What we want, may or may not happen. What we fear may or may not happen. What we desire, may or may not manifest in our lifetime. We have no control over the cards we’ve been dealt. Life doesn’t owe us anything, it’s not obligated to treat us fairly. We aren’t immune to heartbreak or tragedy. There is a deep part of us that needs to face this reality and breathe into it. It’s valid to be scared. It’s valid to fear. We should not deny ourselves this. It’s more about nurturing our courage and capacity to face this. Until we give these truths our breath they will be debilitating, and our fear and angst will continue to deplete us.
We cannot control anything, and this is what our passion and desires are aching for us to accept. This is what the wild woman within is aching for us to accept.
We can’t make anybody love us, we can’t assure our visions a reality, and we can’t grant ourselves immunity from anything. Trusting does not mean trusting that what we wish will come and that what we fear won’t — trusting means, trusting ourselves to be capable of meeting whatever shows itself.
The confusing part in all of this is that our passion and lustful nature can have the same drive as this wounded perfectionist, or controlling part — but the motive is different. Passion's drive is for pleasure, it’s motive is to simply be alive.
Our passionate erotic life force energy does inspire us to be better, to do more, to strive, to be insatiably curious, and to infinitely dream. It pushes us to stretch our capacity and it pushes us outside of our comfort zone — but it’s not to become whole as if we weren’t already, and it’s not to get anywhere as though where we are is not enough. It’s rooted in the pleasure of the moment. It’s rooted in excitement. It’s rooted in innocence and in the high and fluidity of following our pulse. Our passion, lust, and desire in their purity are rooted in communing with the life all around us, and the life steeping within us. Our passion, lust, and desire in their purity are driven by an organic intelligence within our beings, it’s not defensive or contractive — it’s magnetic.
Our passion can be rash, but it can also be the thing that enables us to follow and receive the greatest gifts life has to offer. Those leaps of faith into new beginnings, new love, and new opportunities are what make magic in our lives, and those leaps of faith will also at times lead to failure, loss, and heartbreak.

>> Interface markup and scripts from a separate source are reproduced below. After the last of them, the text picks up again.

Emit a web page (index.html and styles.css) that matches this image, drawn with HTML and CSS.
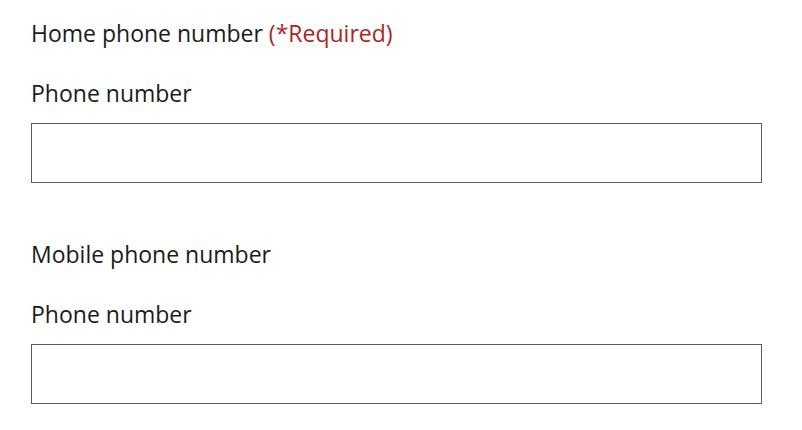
FILE: index.html
```html
<!DOCTYPE html>
<html lang="en">
<head>
<meta charset="UTF-8">
<title>Phone numbers</title>
<link rel="stylesheet" href="styles.css">
</head>
<body>
<form class="phone_form">
  <fieldset class="phone_group">
    <legend class="group_title">Home phone number <span class="required">(*Required)</span></legend>
    <label class="field_label" for="home-phone">Phone number</label>
    <input class="field_input" id="home-phone" type="tel">
  </fieldset>
  <fieldset class="phone_group">
    <legend class="group_title">Mobile phone number</legend>
    <label class="field_label" for="mobile-phone">Phone number</label>
    <input class="field_input" id="mobile-phone" type="tel">
  </fieldset>
</form>
</body>
</html>
```

FILE: styles.css
```css
* {
  margin: 0;
  padding: 0;
  box-sizing: border-box;
}
body {
  background: #fff;
  color: #1b1b1b;
  font-family: "Open Sans", "Noto Sans", sans-serif;
  font-size: 23px;
}
.phone_form {
  padding: 18px 40px 0 31px;
}
.phone_group {
  border: 0;
  display: flex;
  flex-direction: column;
}
.phone_group + .phone_group {
  margin-top: 56px;
}
.group_title {
  float: left; /* legend가 fieldset 흐름 안에 들어오도록 */
  width: 100%;
  line-height: 30px;
  margin-bottom: 30px;
}
.required {
  color: #b21f1f;
}
.field_label {
  display: block;
  line-height: 30px;
  margin-bottom: 15px;
}
.field_input {
  display: block;
  width: 731px;
  height: 60px;
  border: 1px solid #565c65;
  font: inherit;
  padding: 0 8px;
}
```
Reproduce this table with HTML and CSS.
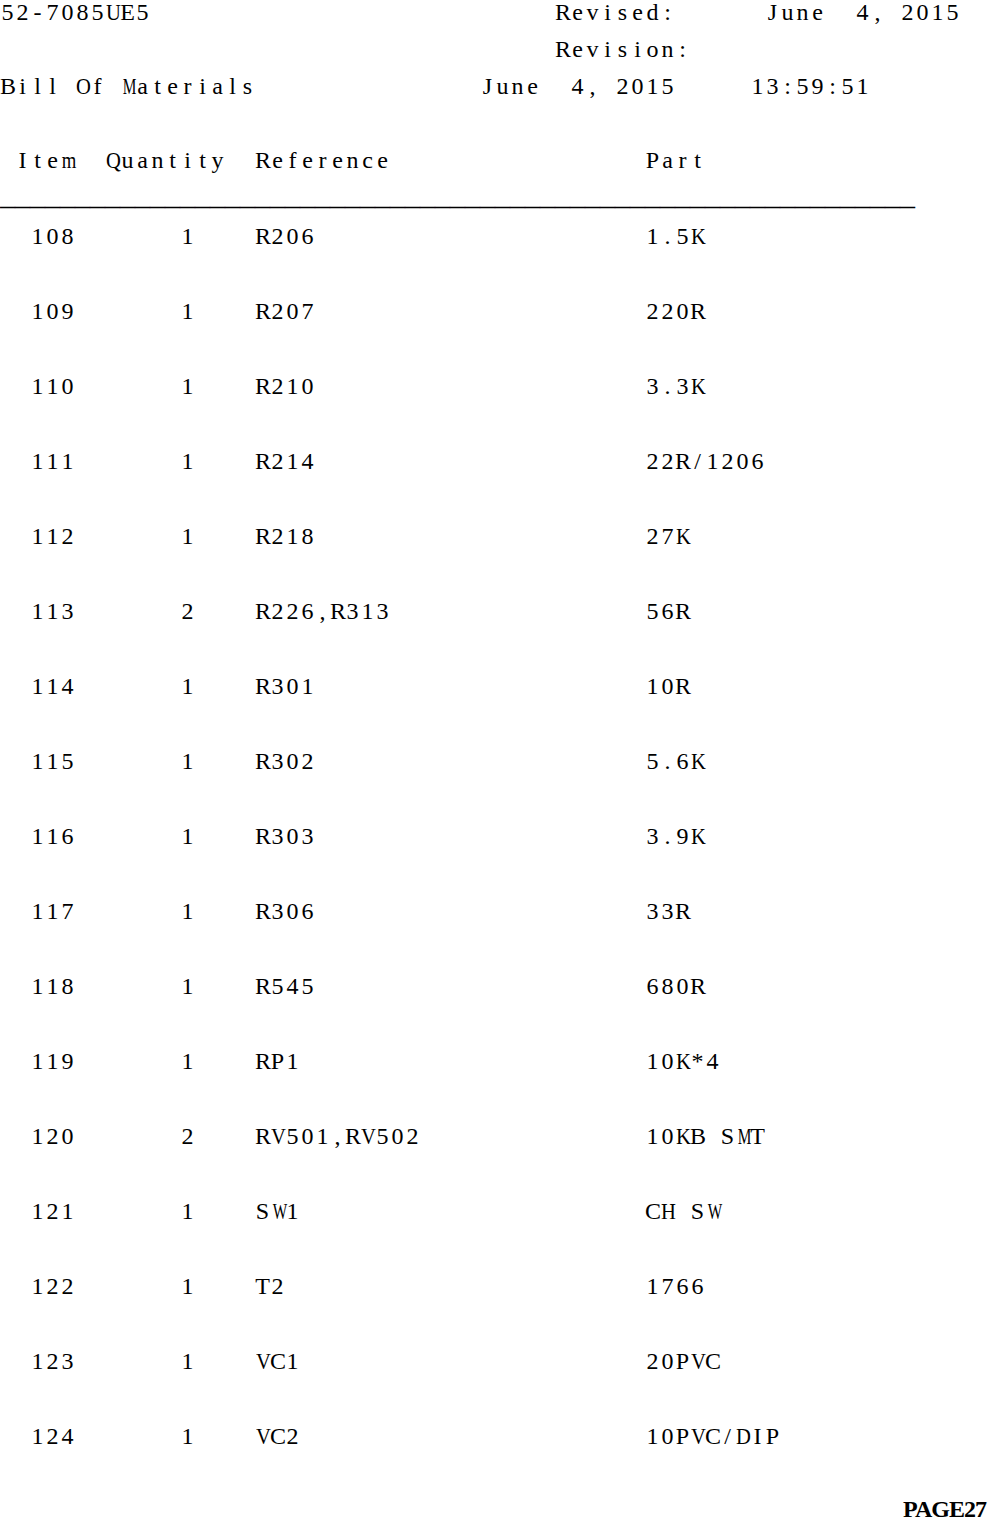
FILE: index.html
```html
<!DOCTYPE html>
<html lang="en">
<head>
<meta charset="utf-8">
<title>Bill Of Materials</title>
<link rel="stylesheet" href="styles.css">
</head>
<body>
<div class="page">
  <div class="line head-1">
    <span class="mono">52-7085UE5</span>
    <span class="mono">Revised:</span>
    <span class="mono">June  4, 2015</span>
  </div>
  <div class="line head-2">
    <span class="mono">Revision:</span>
  </div>
  <div class="line head-3">
    <span class="mono">Bill Of Materials</span>
    <span class="mono">June  4, 2015</span>
    <span class="mono">13:59:51</span>
  </div>

  <div class="line thead">
    <span class="mono">Item</span>
    <span class="mono">Quantity</span>
    <span class="mono">Reference</span>
    <span class="mono">Part</span>
  </div>
  <div class="rule">_____________________________________________________________</div>

  <div class="rows">
    <div class="line row"><span class="mono">108</span><span class="mono">1</span><span class="mono">R206</span><span class="mono">1.5K</span></div>
    <div class="line row"><span class="mono">109</span><span class="mono">1</span><span class="mono">R207</span><span class="mono">220R</span></div>
    <div class="line row"><span class="mono">110</span><span class="mono">1</span><span class="mono">R210</span><span class="mono">3.3K</span></div>
    <div class="line row"><span class="mono">111</span><span class="mono">1</span><span class="mono">R214</span><span class="mono">22R/1206</span></div>
    <div class="line row"><span class="mono">112</span><span class="mono">1</span><span class="mono">R218</span><span class="mono">27K</span></div>
    <div class="line row"><span class="mono">113</span><span class="mono">2</span><span class="mono">R226,R313</span><span class="mono">56R</span></div>
    <div class="line row"><span class="mono">114</span><span class="mono">1</span><span class="mono">R301</span><span class="mono">10R</span></div>
    <div class="line row"><span class="mono">115</span><span class="mono">1</span><span class="mono">R302</span><span class="mono">5.6K</span></div>
    <div class="line row"><span class="mono">116</span><span class="mono">1</span><span class="mono">R303</span><span class="mono">3.9K</span></div>
    <div class="line row"><span class="mono">117</span><span class="mono">1</span><span class="mono">R306</span><span class="mono">33R</span></div>
    <div class="line row"><span class="mono">118</span><span class="mono">1</span><span class="mono">R545</span><span class="mono">680R</span></div>
    <div class="line row"><span class="mono">119</span><span class="mono">1</span><span class="mono">RP1</span><span class="mono">10K*4</span></div>
    <div class="line row"><span class="mono">120</span><span class="mono">2</span><span class="mono">RV501,RV502</span><span class="mono">10KB SMT</span></div>
    <div class="line row"><span class="mono">121</span><span class="mono">1</span><span class="mono">SW1</span><span class="mono">CH SW</span></div>
    <div class="line row"><span class="mono">122</span><span class="mono">1</span><span class="mono">T2</span><span class="mono">1766</span></div>
    <div class="line row"><span class="mono">123</span><span class="mono">1</span><span class="mono">VC1</span><span class="mono">20PVC</span></div>
    <div class="line row"><span class="mono">124</span><span class="mono">1</span><span class="mono">VC2</span><span class="mono">10PVC/DIP</span></div>
  </div>

  <div class="page-no">PAGE27</div>
</div>
<script src="script.js"></script>
</body>
</html>
```

FILE: styles.css
```css
html, body {
  margin: 0;
  padding: 0;
  background: #ffffff;
}

body {
  color: #000000;
  font-family: "Liberation Serif", "Times New Roman", serif;
  font-size: 24px;
  line-height: 24px;
  overflow: hidden;
}

.page {
  display: flex;
  flex-direction: column;
  width: 990px;
}

.line {
  display: grid;
  height: 24px;
  white-space: pre;
}

.mono {
  white-space: pre;
}

.ch {
  display: inline-block;
  width: 15px;
  text-align: center;
  white-space: pre;
}

.ch.wide {
  transform: scaleX(0.64);
}

.ch.semi {
  transform: scaleX(0.78);
}

.ch.broad {
  transform: scaleX(0.86);
}

.head-1 {
  grid-template-columns: 555px 210px auto;
}

.head-2 {
  margin-top: 13px;
  padding-left: 555px;
}

.head-3 {
  margin-top: 13px;
  grid-template-columns: 480px 270px auto;
}

.thead {
  margin-top: 50px;
  padding-left: 15px;
  grid-template-columns: 90px 150px 390px auto;
}

.rule {
  margin-top: 8px;
  font-size: 30px;
  line-height: 30px;
  height: 30px;
  white-space: pre;
}

.rows {
  margin-top: 14px;
  display: flex;
  flex-direction: column;
  gap: 51px;
}

.row {
  padding-left: 30px;
  grid-template-columns: 150px 75px 390px auto;
}

.page-no {
  margin-top: 49px;
  text-align: right;
  padding-right: 4px;
  font-weight: bold;
  letter-spacing: -1px;
}
```

FILE: script.js
```js
document.querySelectorAll('.mono').forEach(function (el) {
  var text = el.textContent;
  el.textContent = '';
  Array.from(text).forEach(function (c) {
    var s = document.createElement('span');
    s.className = 'ch';
    if (/[MW]/.test(c)) {
      s.classList.add('wide');
    } else if (/[mw]/.test(c)) {
      s.classList.add('semi');
    } else if (/[ADGHKOQUVXY]/.test(c)) {
      s.classList.add('broad');
    }
    s.textContent = c;
    el.appendChild(s);
  });
});
```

There is a balance between the discipline to protect ourselves and not blocking ourselves from the magnitude of life available, and there is no magic algorithm it’s just a messy dance of trial and error.
When this passion or striving is feeling elusive, when you sense a shadow or wound grasping at you with its claws start to track your motive or your fear in relationship to what you desire, and also have forgiveness for when you act on what later you maybe wish you wouldn't have.
The perfectionist is not to be eradicated, it’s to be befriended and seen for its worth.
The innocence of our passion, our desires for more, and our dreams are what gives life to our spirit. This is what moves us, this is what brings us pleasure and joy. The motive of the perfectionist is to support this.
In the perfectionist's highest state — it is the grounding cord for our wildfire. They are a force when harmonized. The perfectionist seeks beauty and sets a standard. It pushes us to be our best selves. It pushes us through those last contractions before birth and new life. But if these parts aren’t in conversation, if they don’t understand one another, if they aren’t conscious of the shadows and wounds of one another, and if they aren’t listening to one another, we can find ourselves drowning in a whirlpool.
The invitation I leave you with today is to listen.
Every part of ourselves has a story and a valid reason for its ways. Every part of ourselves has a shadow and a gift. So if you find yourself grasping, driven, or swallowed by lust or vision — just take a moment to close your eyes and hold space for yourself to feel into these inner parts, and listen.